§ **Your goal**:
Copy all of the material word for word, except for the pictures.

§ **Data provided**:
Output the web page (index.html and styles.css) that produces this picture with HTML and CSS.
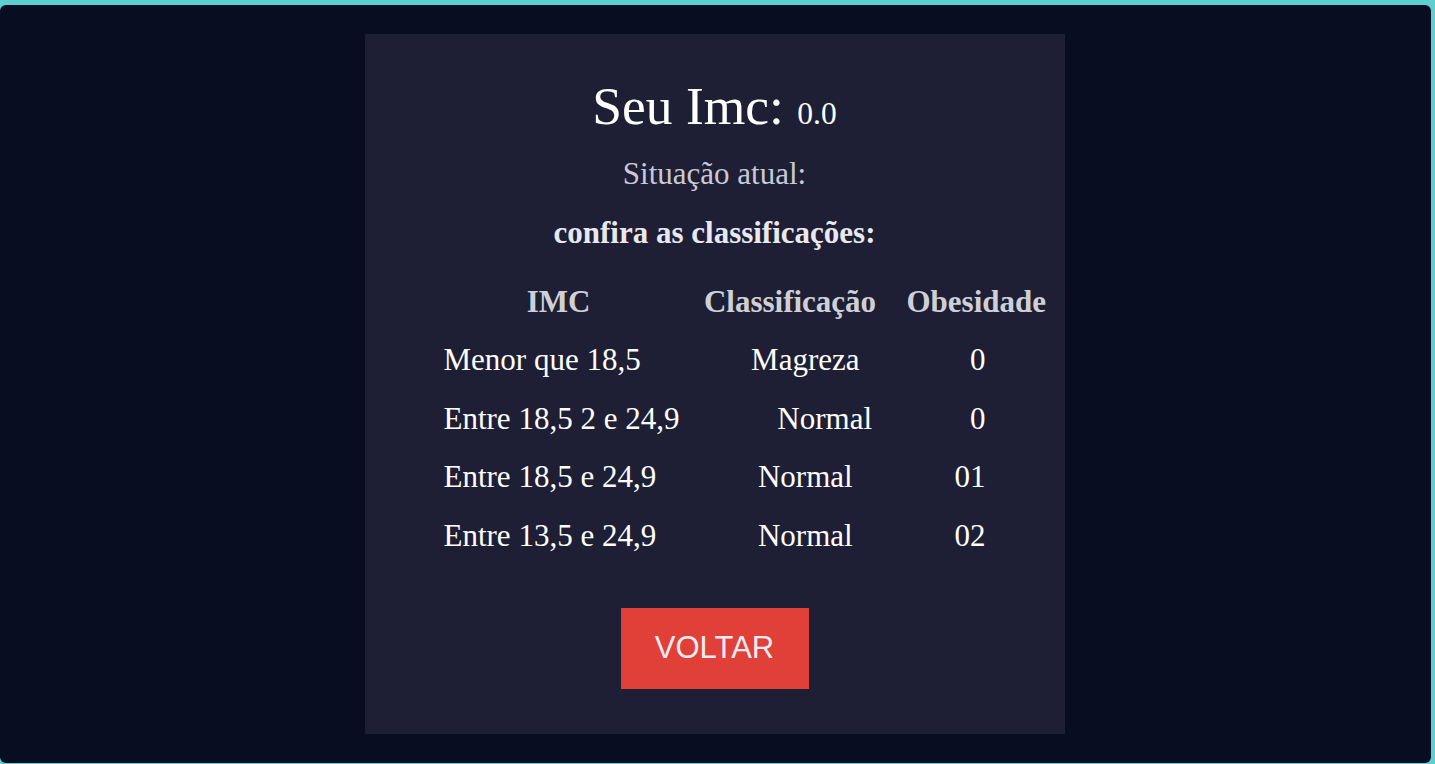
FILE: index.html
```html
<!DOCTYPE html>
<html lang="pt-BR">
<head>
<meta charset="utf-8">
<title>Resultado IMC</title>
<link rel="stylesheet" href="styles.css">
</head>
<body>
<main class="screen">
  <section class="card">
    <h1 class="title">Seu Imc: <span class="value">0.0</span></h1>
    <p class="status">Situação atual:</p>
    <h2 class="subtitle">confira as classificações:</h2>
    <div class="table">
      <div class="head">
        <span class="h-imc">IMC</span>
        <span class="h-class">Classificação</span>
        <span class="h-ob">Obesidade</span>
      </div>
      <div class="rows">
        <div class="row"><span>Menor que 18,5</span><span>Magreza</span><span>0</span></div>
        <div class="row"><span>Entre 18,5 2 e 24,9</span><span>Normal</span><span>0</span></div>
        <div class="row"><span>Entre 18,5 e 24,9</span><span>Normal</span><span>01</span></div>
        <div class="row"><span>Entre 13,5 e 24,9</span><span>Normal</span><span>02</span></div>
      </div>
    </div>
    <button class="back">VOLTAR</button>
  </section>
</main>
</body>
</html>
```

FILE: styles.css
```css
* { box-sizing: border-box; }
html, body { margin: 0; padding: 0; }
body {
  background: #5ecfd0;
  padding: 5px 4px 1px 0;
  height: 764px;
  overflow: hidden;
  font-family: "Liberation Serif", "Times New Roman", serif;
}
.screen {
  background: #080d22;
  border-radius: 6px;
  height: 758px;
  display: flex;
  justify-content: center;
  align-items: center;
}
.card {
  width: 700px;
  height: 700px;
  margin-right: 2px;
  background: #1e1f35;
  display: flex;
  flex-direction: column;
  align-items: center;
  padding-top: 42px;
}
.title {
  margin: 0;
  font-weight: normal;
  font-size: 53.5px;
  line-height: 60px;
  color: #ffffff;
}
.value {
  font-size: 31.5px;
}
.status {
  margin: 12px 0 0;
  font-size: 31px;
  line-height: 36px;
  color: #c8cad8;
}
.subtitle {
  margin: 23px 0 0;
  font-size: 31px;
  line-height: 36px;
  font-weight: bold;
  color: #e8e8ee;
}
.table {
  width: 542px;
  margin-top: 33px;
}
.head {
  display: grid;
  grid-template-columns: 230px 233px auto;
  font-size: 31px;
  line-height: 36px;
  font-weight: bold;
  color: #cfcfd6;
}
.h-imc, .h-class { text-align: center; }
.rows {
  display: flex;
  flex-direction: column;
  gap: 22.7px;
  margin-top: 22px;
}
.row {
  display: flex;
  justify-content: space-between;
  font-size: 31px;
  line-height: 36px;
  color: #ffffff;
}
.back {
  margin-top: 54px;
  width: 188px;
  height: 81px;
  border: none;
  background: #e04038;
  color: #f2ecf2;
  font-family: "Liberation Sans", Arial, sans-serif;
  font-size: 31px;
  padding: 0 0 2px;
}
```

§ **Result**:
Output the web page (index.html and styles.css) that produces this picture with HTML and CSS.
FILE: index.html
```html
<!DOCTYPE html>
<html lang="pt-BR">
<head>
<meta charset="utf-8">
<title>Resultado IMC</title>
<link rel="stylesheet" href="styles.css">
</head>
<body>
<main class="screen">
  <section class="card">
    <h1 class="title">Seu Imc: <span class="value">0.0</span></h1>
    <p class="status">Situação atual:</p>
    <h2 class="subtitle">confira as classificações:</h2>
    <div class="table">
      <div class="head">
        <span class="h-imc">IMC</span>
        <span class="h-class">Classificação</span>
        <span class="h-ob">Obesidade</span>
      </div>
      <div class="rows">
        <div class="row"><span>Menor que 18,5</span><span>Magreza</span><span>0</span></div>
        <div class="row"><span>Entre 18,5 2 e 24,9</span><span>Normal</span><span>0</span></div>
        <div class="row"><span>Entre 18,5 e 24,9</span><span>Normal</span><span>01</span></div>
        <div class="row"><span>Entre 13,5 e 24,9</span><span>Normal</span><span>02</span></div>
      </div>
    </div>
    <button class="back">VOLTAR</button>
  </section>
</main>
</body>
</html>
```

FILE: styles.css
```css
* { box-sizing: border-box; }
html, body { margin: 0; padding: 0; }
body {
  background: #5ecfd0;
  padding: 5px 4px 1px 0;
  height: 764px;
  overflow: hidden;
  font-family: "Liberation Serif", "Times New Roman", serif;
}
.screen {
  background: #080d22;
  border-radius: 6px;
  height: 758px;
  display: flex;
  justify-content: center;
  align-items: center;
}
.card {
  width: 700px;
  height: 700px;
  margin-right: 2px;
  background: #1e1f35;
  display: flex;
  flex-direction: column;
  align-items: center;
  padding-top: 42px;
}
.title {
  margin: 0;
  font-weight: normal;
  font-size: 53.5px;
  line-height: 60px;
  color: #ffffff;
}
.value {
  font-size: 31.5px;
}
.status {
  margin: 12px 0 0;
  font-size: 31px;
  line-height: 36px;
  color: #c8cad8;
}
.subtitle {
  margin: 23px 0 0;
  font-size: 31px;
  line-height: 36px;
  font-weight: bold;
  color: #e8e8ee;
}
.table {
  width: 542px;
  margin-top: 33px;
}
.head {
  display: grid;
  grid-template-columns: 230px 233px auto;
  font-size: 31px;
  line-height: 36px;
  font-weight: bold;
  color: #cfcfd6;
}
.h-imc, .h-class { text-align: center; }
.rows {
  display: flex;
  flex-direction: column;
  gap: 22.7px;
  margin-top: 22px;
}
.row {
  display: flex;
  justify-content: space-between;
  font-size: 31px;
  line-height: 36px;
  color: #ffffff;
}
.back {
  margin-top: 54px;
  width: 188px;
  height: 81px;
  border: none;
  background: #e04038;
  color: #f2ecf2;
  font-family: "Liberation Sans", Arial, sans-serif;
  font-size: 31px;
  padding: 0 0 2px;
}
```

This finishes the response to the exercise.